Frequently Asked Questions
Why is IndiGo share price jumping today?
Ans. IndiGo share price is up 4.62% to Rs 4,927.50 today because crude oil has crashed 5.36% on the US-Iran peace deal confirmation. Aviation Turbine Fuel (ATF) constitutes 35-40% of IndiGo’s total operating costs and is directly priced as a percentage of crude oil. When crude falls 5%, ATF costs reduce by a similar proportion within 1-2 billing cycles. For IndiGo, which operates 300+ aircraft on 2,000+ daily flights, a crude oil price reduction of this magnitude translates to approximately Rs 1,800-2,200 crore in annual fuel cost savings, flowing directly to EBITDA. IndiGo share price has touched an intraday high of Rs 4,930, its highest level since late May 2026.
Why is Asian Paints share price rising despite not being an oil company?
Ans.
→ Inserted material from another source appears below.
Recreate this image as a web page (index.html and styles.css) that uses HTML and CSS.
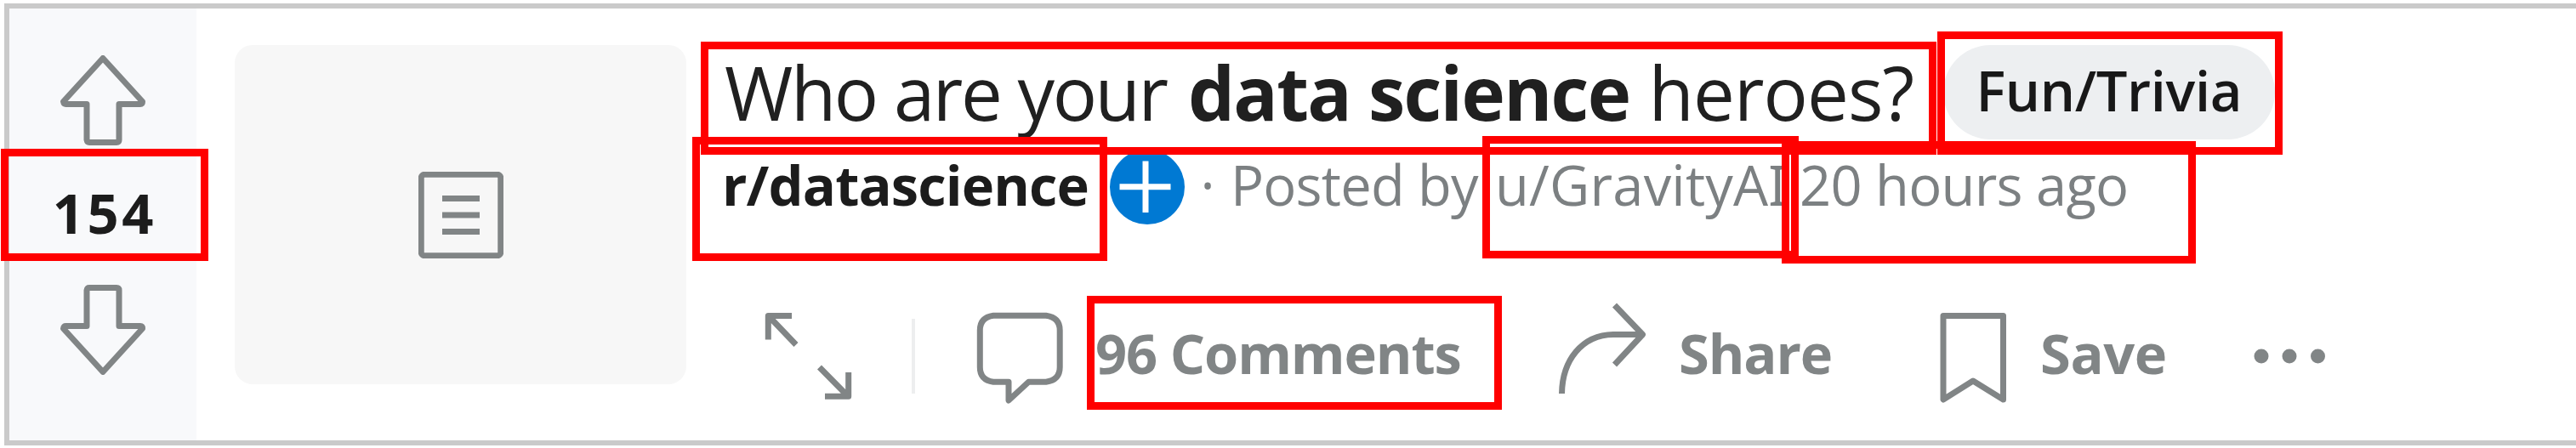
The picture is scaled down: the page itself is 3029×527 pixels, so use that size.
FILE: index.html
```html
<!DOCTYPE html>
<html lang="en">
<head>
<meta charset="utf-8">
<title>Who are your data science heroes?</title>
<link rel="stylesheet" href="styles.css">
</head>
<body>
<article class="post">
  <aside class="votes">
    <svg class="icon arrow" viewBox="71 65 100 106"><path d="M121 68.5L74.500 119.500Q75 122.500 77.500 122.500H102V164.500Q102.500 167.500 105 167.500H137Q140 167.500 140 164.500V122.500H165Q167.500 122.500 167.500 119.500Z"/></svg>
    <span class="score">154</span>
    <svg class="icon arrow down" viewBox="71 65 100 106"><path d="M121 68.5L74.500 119.500Q75 122.500 77.500 122.500H102V164.500Q102.500 167.500 105 167.500H137Q140 167.500 140 164.500V122.500H165Q167.500 122.500 167.500 119.500Z"/></svg>
  </aside>
  <div class="thumb">
    <svg class="icon text-icon" viewBox="0 0 100 102"><rect x="3.250" y="3.250" width="93.500" height="95.500" rx="4"/><path d="M28 31.500H72M28 51H72M28 70.500H72"/></svg>
  </div>
  <div class="content">
    <h1 class="title">
      <span class="t-who">Who are your</span><b class="t-data">data science</b><span class="t-heroes">heroes?</span><span class="flair">Fun/Trivia</span>
    </h1>
    <div class="meta">
      <b class="sub">r/datascience</b>
      <svg class="join" viewBox="0 0 88 88"><circle cx="44" cy="44" r="44"/><path d="M11.500 43.800H71.500M42 13.500V74"/></svg>
      <span class="dot">·</span>
      <span class="posted">Posted by</span>
      <span class="user">u/GravityA<span class="cap-i">I</span></span>
      <span class="time">20 hours ago</span>
    </div>
    <div class="actions">
      <svg class="icon expand" viewBox="849 348 223 134"><path d="M903.300 399.500V371.500H931M903.500 371.500L936 405.500M963.500 432L997.500 466.500M997.700 438V466.300H970"/></svg>
      <i class="divider"></i>
      <svg class="icon bubble" viewBox="1076 348 212 134"><path d="M1168 371.300H1230Q1246.200 373.500 1246.200 388.500V432Q1246.200 447 1230 449.200H1209.500L1186 471V449.200H1168Q1152.300 447 1152.300 432V388.500Q1152.300 373.500 1168 371.300Z"/></svg>
      <span class="label comments">96 Comments</span>
      <svg class="icon share-icon" viewBox="1820 348 154 134"><path d="M1836.500 463C1837 424 1860 394 1897 393.500H1931M1898.500 359L1931.500 393.500L1898.500 429"/></svg>
      <span class="label share">Share</span>
      <svg class="icon save-icon" viewBox="2270 348 129 134"><path d="M2285 371.500H2355.500V470L2320 448L2285 470Z"/></svg>
      <span class="label save">Save</span>
      <svg class="more" viewBox="2650 348 84 134"><circle cx="2659" cy="419" r="8.500"/><circle cx="2692" cy="419" r="8.500"/><circle cx="2725.500" cy="419" r="8.500"/></svg>
    </div>
  </div>
</article>
<div class="mark mark-score"></div>
<div class="mark mark-title"></div>
<div class="mark mark-flair"></div>
<div class="mark mark-sub"></div>
<div class="mark mark-user"></div>
<div class="mark mark-time"></div>
<div class="mark mark-comments"></div>
</body>
</html>
```

FILE: styles.css
```css
* { box-sizing: border-box; }
body {
  position: relative;
  height: 527px;
  margin: 0;
  padding: 4px 0 0 5px;
  overflow: hidden;
  background: #fff;
  color: #1c1c1c;
  font: 65px/88px "Open Sans", "Noto Sans", sans-serif;
}
.post {
  display: flex;
  height: 520px;
  border: 6px solid #cacaca;
  border-right: 0;
}
svg { display: block; flex: none; }
.icon {
  fill: none;
  stroke: #818586;
  stroke-width: 7;
  stroke-linejoin: round;
}
span, b { flex: none; white-space: nowrap; }

/* Vote column */
.votes {
  display: flex;
  flex: none;
  flex-direction: column;
  align-items: center;
  width: 220px;
  padding-top: 55px;
  background: #f8f9fb;
}
.arrow { width: 100px; height: 106px; }
.down { margin-top: 6px; transform: scaleY(-1); }
.score {
  padding-left: 4px;
  font-weight: 700;
  line-height: 158px;
  letter-spacing: 3.6px;
}

.thumb {
  display: flex;
  flex: none;
  align-items: center;
  justify-content: center;
  width: 531px;
  height: 399px;
  margin: 43px 42px 0 45px;
  border-radius: 21px;
  background: #f7f7f7;
}
.text-icon { width: 100px; height: 102px; }

/* Headline */
.content { flex: 1; padding-top: 43px; }
.title {
  display: flex;
  height: 111px;
  margin: 0 0 12px 3px;
  color: #202020;
  font-size: 87px;
  font-weight: 400;
  line-height: 111px;
}
.t-who { width: 545px; letter-spacing: -2.43px; }
.t-data { width: 541.5px; letter-spacing: -1.7px; }
.t-heroes { width: 346.5px; letter-spacing: -0.9px; }
.flair {
  width: 390px;
  padding-left: 38.5px;
  border-radius: 56px;
  background: #edeff1;
  color: #181818;
  font-size: 65px;
  font-weight: 600;
  line-height: 106px;
  letter-spacing: -0.34px;
}

/* Byline */
.meta {
  display: flex;
  height: 88px;
  color: #7c8082;
  line-height: 83px;
}
.sub { width: 456px; color: #1c1c1c; letter-spacing: -0.9px; }
.join { width: 88px; height: 88px; fill: #0079d3; stroke: #fff; stroke-width: 7; }
.join circle { stroke: none; }
.dot { width: 54px; text-align: center; }
.posted { width: 311px; letter-spacing: -0.79px; }
.user { width: 358px; letter-spacing: 0.2px; }
.cap-i { font-family: "Noto Sans", sans-serif; }
.time { letter-spacing: -0.72px; }

/* Action bar */
.actions {
  display: flex;
  align-items: center;
  height: 134px;
  margin-top: 84px;
  color: #818586;
}
.actions svg { height: 134px; }
.label { font-weight: 700; line-height: 136px; }
.expand { width: 223px; }
.divider { flex: none; width: 4px; height: 88px; margin-top: 8px; background: #edeeef; }
.bubble { width: 212px; }
.comments { width: 532px; letter-spacing: -1.14px; }
.share-icon { width: 154px; }
.share { width: 296px; letter-spacing: -1.12px; }
.save-icon { width: 129px; }
.save { width: 251px; letter-spacing: -0.4px; }
.more { width: 84px; fill: #818586; }

/* Annotation frames over the card */
.mark { position: absolute; border: 9px solid #f00; }
.mark-score { left: 1px; top: 175px; width: 244px; height: 132px; }
.mark-title { left: 824px; top: 49px; width: 1453px; height: 133px; }
.mark-flair { left: 2278px; top: 37px; width: 406px; height: 145px; }
.mark-sub { left: 814px; top: 161px; width: 488px; height: 146px; }
.mark-user { left: 1743px; top: 160px; width: 372px; height: 144px; }
.mark-time { left: 2095px; top: 166px; width: 487px; height: 144px; }
.mark-comments { left: 1278px; top: 348px; width: 488px; height: 134px; }
```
Asian Paints share price is up today (H: +3.10% to Rs 2,832.70, LTP +1.36% to Rs 2,784.80) because paint companies are significantly exposed to crude oil prices through their raw material basket. Titanium dioxide (TiO2), the primary white pigment in paints, is produced from petrochemical intermediates. Solvents used in solvent-based paints are crude oil derivatives. Vinyl acetate monomer (VAM), used in water-based paints, is also a petrochemical product. For Asian Paints, approximately 40-50% of its raw material costs are crude-linked. A sustained 5% fall in crude reduces Asian Paints’ raw material costs by approximately 2-3%, directly improving EBITDA margins.
Which crude-sensitive stock has gained the most today?
Ans. MRPL (Mangalore Refinery and Petrochemicals Limited) is the top crude-sensitive gainer today at +5.80% to Rs 170.36, outperforming even IndiGo (+4.62%). MRPL is a downstream oil refiner that buys crude oil as its primary input and sells petroleum products (petrol, diesel, jet fuel, LPG, petrochemicals). When crude prices fall sharply, MRPL’s gross refinery margin (GRM) improves because the input cost (crude) falls faster than the output prices (petroleum products) in the short term. MRPL also benefits from inventory valuation gains since its crude inventory is revalued lower. The stock hit an intraday high of Rs 171.25 today, up from yesterday’s close of Rs 161.01.
Is HPCL a better buy than BPCL today on the crude oil fall?
Ans. Both HPCL (+3.54% to Rs 402.65) and BPCL (+2.63% to Rs 310.30) are beneficiaries of today’s crude oil crash, but HPCL has the higher intraday gain. HPCL is a more pure-play marketing and refinery company, while BPCL has a more diversified exposure including exploration assets. HPCL hit an intraday high of Rs 409.85 today (vs BPCL’s Rs 316.75). However, for longer-term positioning, BPCL is often preferred by analysts due to its stronger balance sheet and more conservative management approach. Both are government-owned OMCs that benefit from the same crude oil fall mechanism: lower input costs improve both gross refinery margins and marketing margins. Neither this analysis nor any statement in this article constitutes investment advice.
Why is ONGC share price falling while other oil stocks rally?
Ans. ONGC share price is -0.83% today at Rs 244.15 despite the broad market rally, which highlights the structural difference between upstream and downstream oil companies. ONGC is an upstream company , it extracts crude oil from the ground and sells it at market prices. When crude oil prices fall, ONGC’s revenue per barrel falls directly. ONGC does NOT benefit from cheaper crude oil the way airlines, refiners, or paint companies do. It is hurt by lower crude prices. The fact that ONGC is only -0.83% today (and not -3 to -5%) reflects that the stock had already corrected sharply on June 12 (-3.29%) when the peace deal was first signalled, so much of the negative crude impact was already priced in.